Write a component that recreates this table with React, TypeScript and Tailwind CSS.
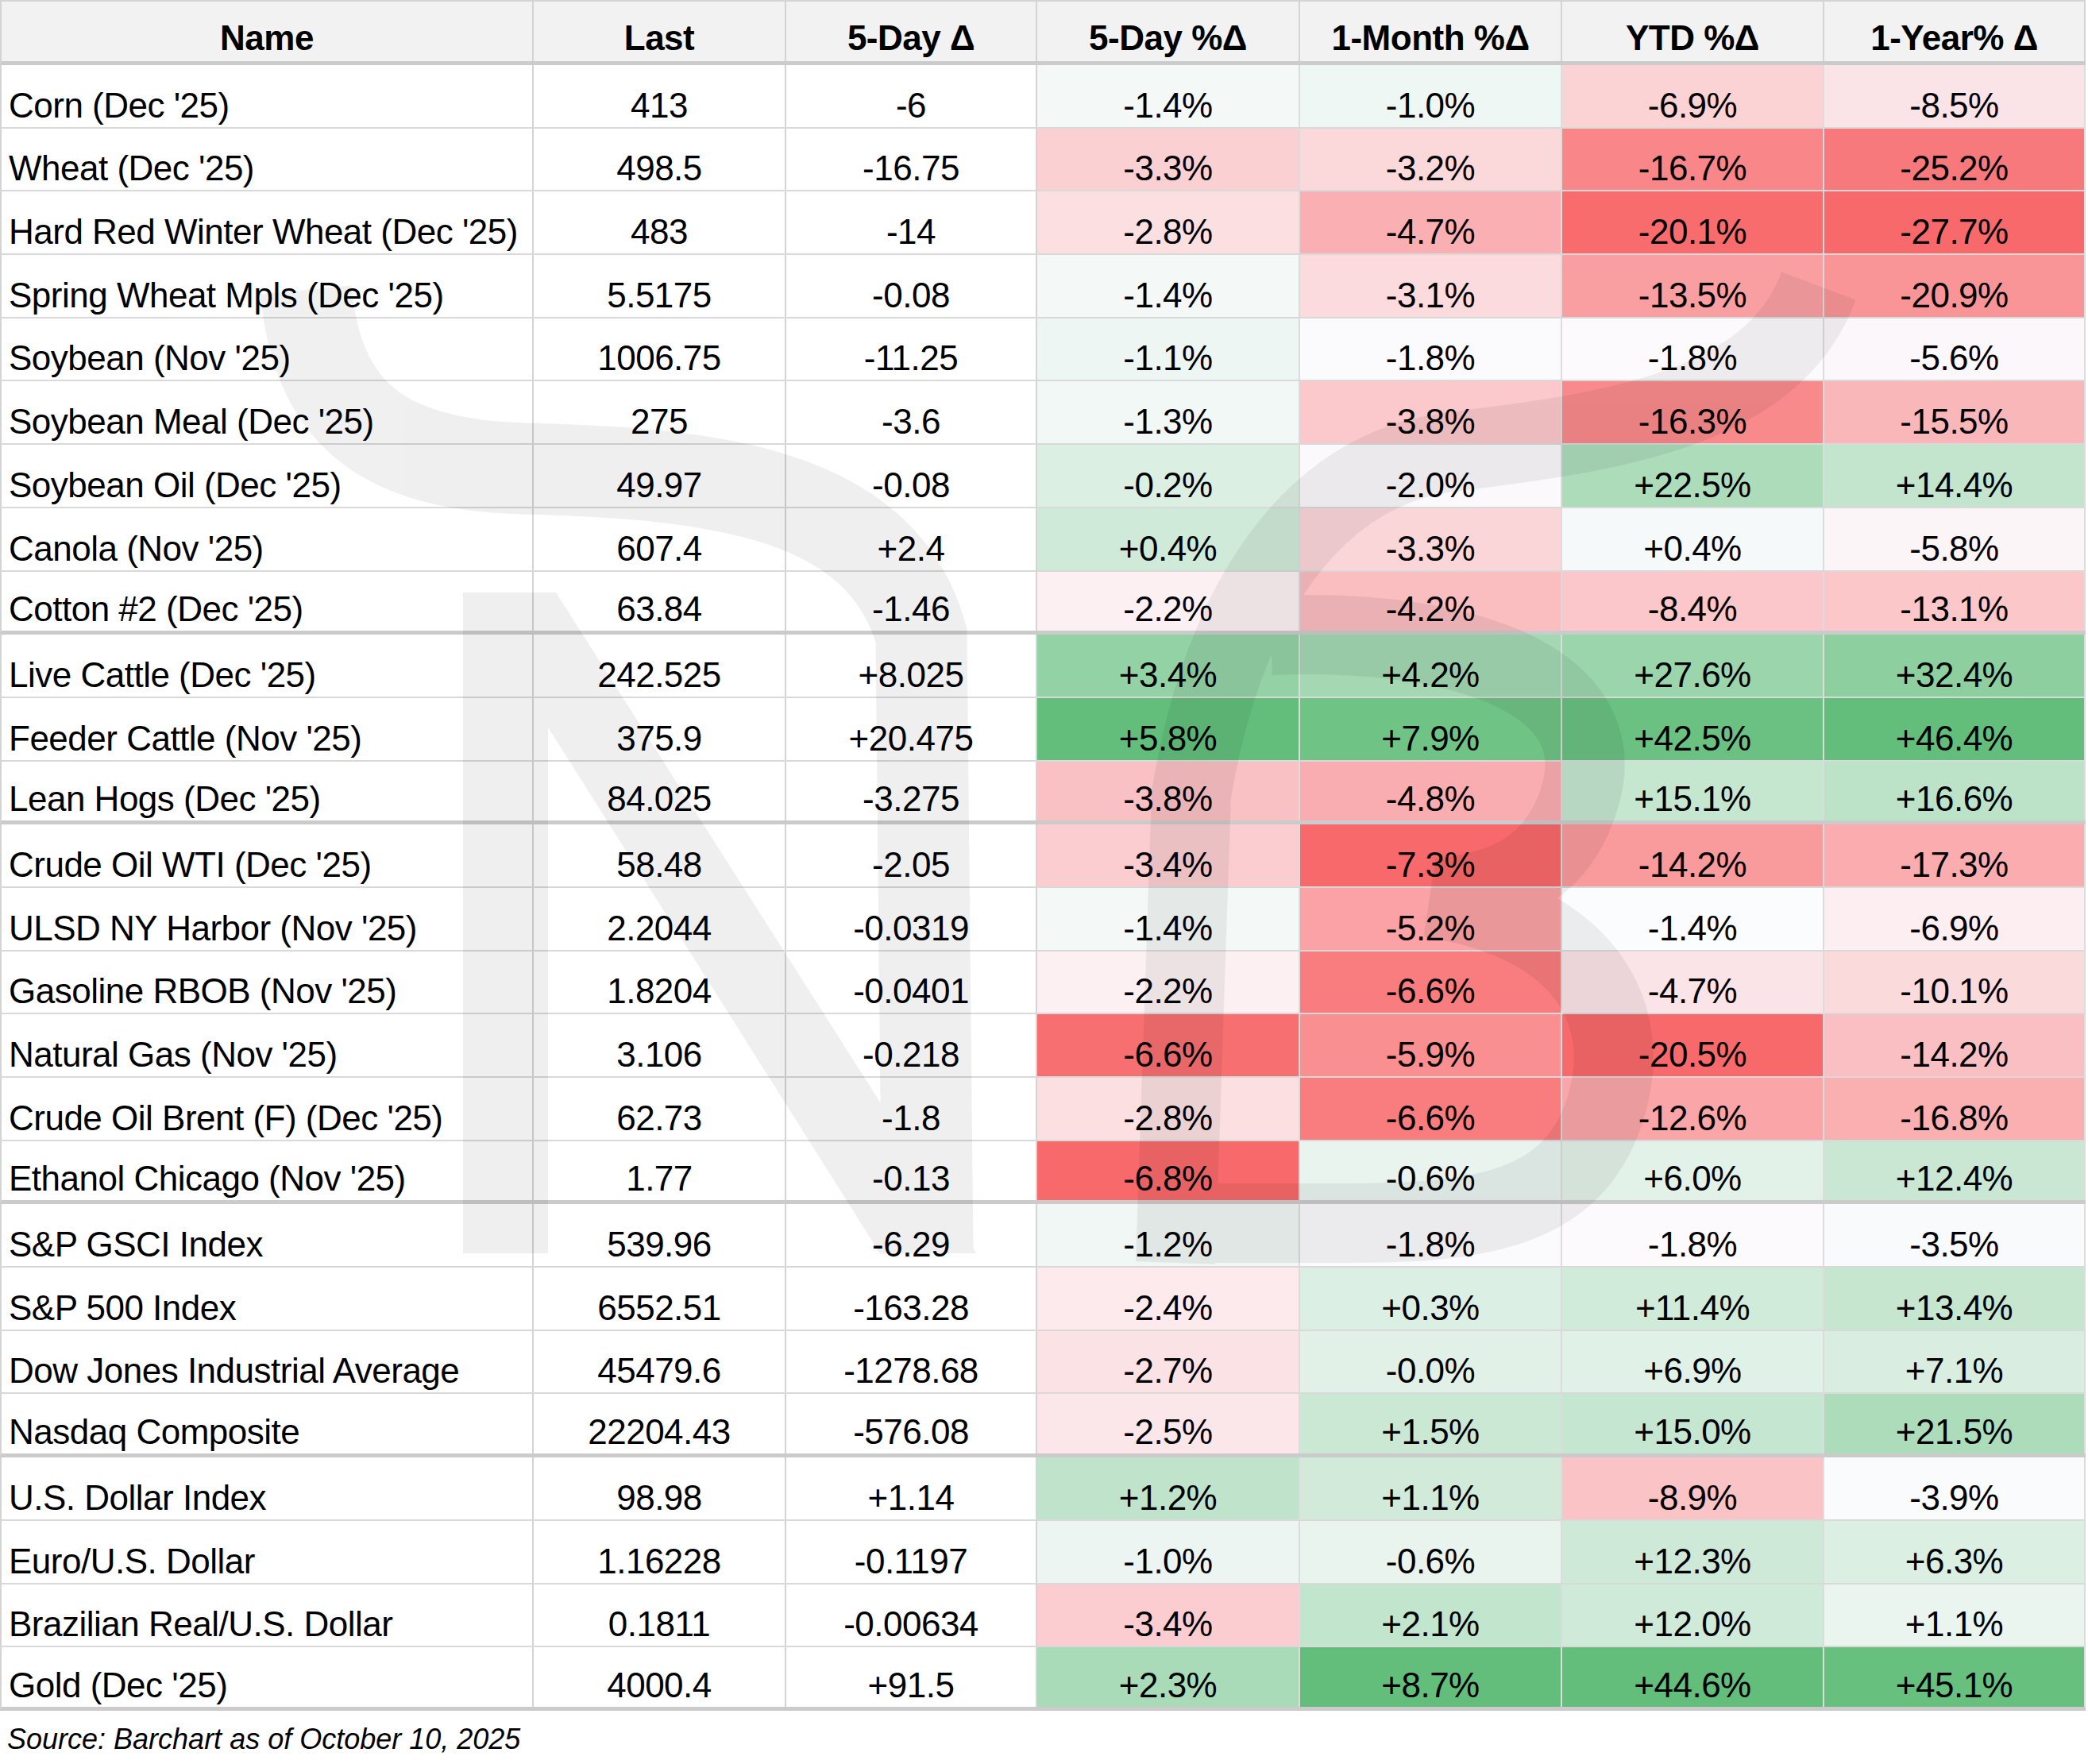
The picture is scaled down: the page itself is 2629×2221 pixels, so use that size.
import React from 'react';

type Row = {
  name: string;
  last: string;
  d5: string;
  p5: string;
  m1: string;
  ytd: string;
  y1: string;
  end?: boolean;
};

type PctKey = 'p5' | 'm1' | 'ytd' | 'y1';

// Commodity snapshot (Barchart, Oct 10 2025)
const rows: Row[] = [
  { name: "Corn (Dec '25)", last: '413', d5: '-6', p5: '-1.4%', m1: '-1.0%', ytd: '-6.9%', y1: '-8.5%' },
  { name: "Wheat (Dec '25)", last: '498.5', d5: '-16.75', p5: '-3.3%', m1: '-3.2%', ytd: '-16.7%', y1: '-25.2%' },
  { name: "Hard Red Winter Wheat (Dec '25)", last: '483', d5: '-14', p5: '-2.8%', m1: '-4.7%', ytd: '-20.1%', y1: '-27.7%' },
  { name: "Spring Wheat Mpls (Dec '25)", last: '5.5175', d5: '-0.08', p5: '-1.4%', m1: '-3.1%', ytd: '-13.5%', y1: '-20.9%' },
  { name: "Soybean (Nov '25)", last: '1006.75', d5: '-11.25', p5: '-1.1%', m1: '-1.8%', ytd: '-1.8%', y1: '-5.6%' },
  { name: "Soybean Meal (Dec '25)", last: '275', d5: '-3.6', p5: '-1.3%', m1: '-3.8%', ytd: '-16.3%', y1: '-15.5%' },
  { name: "Soybean Oil (Dec '25)", last: '49.97', d5: '-0.08', p5: '-0.2%', m1: '-2.0%', ytd: '+22.5%', y1: '+14.4%' },
  { name: "Canola (Nov '25)", last: '607.4', d5: '+2.4', p5: '+0.4%', m1: '-3.3%', ytd: '+0.4%', y1: '-5.8%' },
  { name: "Cotton #2 (Dec '25)", last: '63.84', d5: '-1.46', p5: '-2.2%', m1: '-4.2%', ytd: '-8.4%', y1: '-13.1%', end: true },
  { name: "Live Cattle (Dec '25)", last: '242.525', d5: '+8.025', p5: '+3.4%', m1: '+4.2%', ytd: '+27.6%', y1: '+32.4%' },
  { name: "Feeder Cattle (Nov '25)", last: '375.9', d5: '+20.475', p5: '+5.8%', m1: '+7.9%', ytd: '+42.5%', y1: '+46.4%' },
  { name: "Lean Hogs (Dec '25)", last: '84.025', d5: '-3.275', p5: '-3.8%', m1: '-4.8%', ytd: '+15.1%', y1: '+16.6%', end: true },
  { name: "Crude Oil WTI (Dec '25)", last: '58.48', d5: '-2.05', p5: '-3.4%', m1: '-7.3%', ytd: '-14.2%', y1: '-17.3%' },
  { name: "ULSD NY Harbor (Nov '25)", last: '2.2044', d5: '-0.0319', p5: '-1.4%', m1: '-5.2%', ytd: '-1.4%', y1: '-6.9%' },
  { name: "Gasoline RBOB (Nov '25)", last: '1.8204', d5: '-0.0401', p5: '-2.2%', m1: '-6.6%', ytd: '-4.7%', y1: '-10.1%' },
  { name: "Natural Gas (Nov '25)", last: '3.106', d5: '-0.218', p5: '-6.6%', m1: '-5.9%', ytd: '-20.5%', y1: '-14.2%' },
  { name: "Crude Oil Brent (F) (Dec '25)", last: '62.73', d5: '-1.8', p5: '-2.8%', m1: '-6.6%', ytd: '-12.6%', y1: '-16.8%' },
  { name: "Ethanol Chicago (Nov '25)", last: '1.77', d5: '-0.13', p5: '-6.8%', m1: '-0.6%', ytd: '+6.0%', y1: '+12.4%', end: true },
  { name: 'S&P GSCI Index', last: '539.96', d5: '-6.29', p5: '-1.2%', m1: '-1.8%', ytd: '-1.8%', y1: '-3.5%' },
  { name: 'S&P 500 Index', last: '6552.51', d5: '-163.28', p5: '-2.4%', m1: '+0.3%', ytd: '+11.4%', y1: '+13.4%' },
  { name: 'Dow Jones Industrial Average', last: '45479.6', d5: '-1278.68', p5: '-2.7%', m1: '-0.0%', ytd: '+6.9%', y1: '+7.1%' },
  { name: 'Nasdaq Composite', last: '22204.43', d5: '-576.08', p5: '-2.5%', m1: '+1.5%', ytd: '+15.0%', y1: '+21.5%', end: true },
  { name: 'U.S. Dollar Index', last: '98.98', d5: '+1.14', p5: '+1.2%', m1: '+1.1%', ytd: '-8.9%', y1: '-3.9%' },
  { name: 'Euro/U.S. Dollar', last: '1.16228', d5: '-0.1197', p5: '-1.0%', m1: '-0.6%', ytd: '+12.3%', y1: '+6.3%' },
  { name: 'Brazilian Real/U.S. Dollar', last: '0.1811', d5: '-0.00634', p5: '-3.4%', m1: '+2.1%', ytd: '+12.0%', y1: '+1.1%' },
  { name: "Gold (Dec '25)", last: '4000.4', d5: '+91.5', p5: '+2.3%', m1: '+8.7%', ytd: '+44.6%', y1: '+45.1%', end: true },
];

// Excel 3-color scale: min red, 50th percentile white, max green
const RED = [248, 105, 107];
const WHITE = [252, 252, 255];
const GREEN = [99, 190, 123];

function scaleFor(key: PctKey) {
  const vals = rows.map((r) => parseFloat(r[key])).sort((a, b) => a - b);
  const n = vals.length;
  const mid = n % 2 ? vals[(n - 1) / 2] : (vals[n / 2 - 1] + vals[n / 2]) / 2;
  return { min: vals[0], mid, max: vals[n - 1] };
}

const scales = {
  p5: scaleFor('p5'),
  m1: scaleFor('m1'),
  ytd: scaleFor('ytd'),
  y1: scaleFor('y1'),
};

function mix(a: number[], b: number[], t: number) {
  const c = a.map((v, i) => Math.round(v + (b[i] - v) * t));
  return `rgb(${c[0]}, ${c[1]}, ${c[2]})`;
}

function cellColor(key: PctKey, text: string) {
  const v = parseFloat(text);
  const s = scales[key];
  if (v <= s.mid) {
    const t = s.mid === s.min ? 1 : (v - s.min) / (s.mid - s.min);
    return mix(RED, WHITE, t);
  }
  const t = s.max === s.mid ? 1 : (v - s.mid) / (s.max - s.mid);
  return mix(WHITE, GREEN, t);
}

const pctCols: { key: PctKey; width: string }[] = [
  { key: 'p5', width: 'w-[331px]' },
  { key: 'm1', width: 'w-[330px]' },
  { key: 'ytd', width: 'w-[330px]' },
  { key: 'y1', width: 'w-[329px]' },
];

function Watermark() {
  return (
    <svg
      className="pointer-events-none absolute left-0 top-0"
      width="2629"
      height="2221"
      viewBox="0 0 2629 2221"
    >
      <g opacity="0.06">
        <rect x="583" y="746" width="107" height="832" fill="#000" />
        <polygon points="583,746 700,746 1229,1578 1108,1578" fill="#000" />
        <path
          d="M 385 365 C 400 520, 480 585, 660 590 C 900 596, 1110 620, 1160 800 L 1168 1578"
          stroke="#000"
          strokeWidth="115"
          fill="none"
        />
        <path
          d="M 2290 360 C 2230 520, 2020 545, 1820 570 C 1650 595, 1540 760, 1500 1000 L 1480 1590"
          stroke="#000"
          strokeWidth="100"
          fill="none"
        />
        <path
          d="M 1600 800 C 1850 790, 2030 860, 1990 1000 C 1965 1090, 1900 1120, 1820 1130"
          stroke="#000"
          strokeWidth="100"
          fill="none"
        />
        <path
          d="M 1800 1130 C 2000 1160, 2060 1280, 2020 1400 C 1980 1520, 1870 1540, 1700 1540 L 1480 1540"
          stroke="#000"
          strokeWidth="100"
          fill="none"
        />
      </g>
    </svg>
  );
}

export default function App() {
  return (
    <div className="relative h-[2221px] w-[2629px] overflow-hidden bg-white font-['Liberation_Sans',Arial,sans-serif] text-black">
      {/* Header */}
      <div className="flex h-[82px] w-[2626px] border-l-2 border-t-2 border-b-[5px] border-[#d4d4d4] border-b-[#cbcbcb] bg-[#f2f2f2] text-[44px] font-bold leading-none tracking-[-0.5px]">
        <div className="flex w-[670px] items-end justify-center border-r-2 border-[#d4d4d4] pb-[7px]">Name</div>
        <div className="flex w-[318px] items-end justify-center border-r-2 border-[#d4d4d4] pb-[7px]">Last</div>
        <div className="flex w-[316px] items-end justify-center border-r-2 border-[#d4d4d4] pb-[7px]">5-Day Δ</div>
        <div className="flex w-[331px] items-end justify-center border-r-2 border-[#d4d4d4] pb-[7px]">5-Day %Δ</div>
        <div className="flex w-[330px] items-end justify-center border-r-2 border-[#d4d4d4] pb-[7px]">1-Month %Δ</div>
        <div className="flex w-[330px] items-end justify-center border-r-2 border-[#d4d4d4] pb-[7px]">YTD %Δ</div>
        <div className="flex w-[329px] items-end justify-center border-r-2 border-[#d4d4d4] pb-[7px]">1-Year% Δ</div>
      </div>

      {/* Rows */}
      {rows.map((r) => (
        <div
          key={r.name}
          className={
            r.end
              ? 'flex h-[79.7px] w-[2626px] border-l-2 border-b-[5px] border-[#d4d4d4] border-b-[#cbcbcb] text-[44px] leading-none tracking-[-0.5px]'
              : 'flex h-[79.7px] w-[2626px] border-l-2 border-b-2 border-[#d4d4d4] border-b-[#d9d9d9] text-[44px] leading-none tracking-[-0.5px]'
          }
        >
          <div className="flex w-[670px] items-end border-r-2 border-[#d4d4d4] pb-[5px] pl-[9px] whitespace-nowrap">{r.name}</div>
          <div className="flex w-[318px] items-end justify-center border-r-2 border-[#d4d4d4] pb-[5px]">{r.last}</div>
          <div className="flex w-[316px] items-end justify-center border-r-2 border-[#d4d4d4] pb-[5px]">{r.d5}</div>
          {pctCols.map((c) => (
            <div
              key={c.key}
              className={`flex ${c.width} items-end justify-center border-r-2 border-[#dcdcdc] pb-[5px]`}
              style={{ backgroundColor: cellColor(c.key, r[c.key]) }}
            >
              {r[c.key]}
            </div>
          ))}
        </div>
      ))}

      <div className="pl-[9px] pt-[18px] text-[36px] italic leading-none">Source: Barchart as of October 10, 2025</div>

      <Watermark />
    </div>
  );
}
--
WORK TO BE COMPLETED
Print exactly the lines from the one containing "The picture is" to the one containing "type PctKey = 'p5' | 'm1' | 'ytd' | 'y1';", both included, and nothing else.

FINAL RESULT
The picture is scaled down: the page itself is 2629×2221 pixels, so use that size.
import React from 'react';

type Row = {
  name: string;
  last: string;
  d5: string;
  p5: string;
  m1: string;
  ytd: string;
  y1: string;
  end?: boolean;
};

type PctKey = 'p5' | 'm1' | 'ytd' | 'y1';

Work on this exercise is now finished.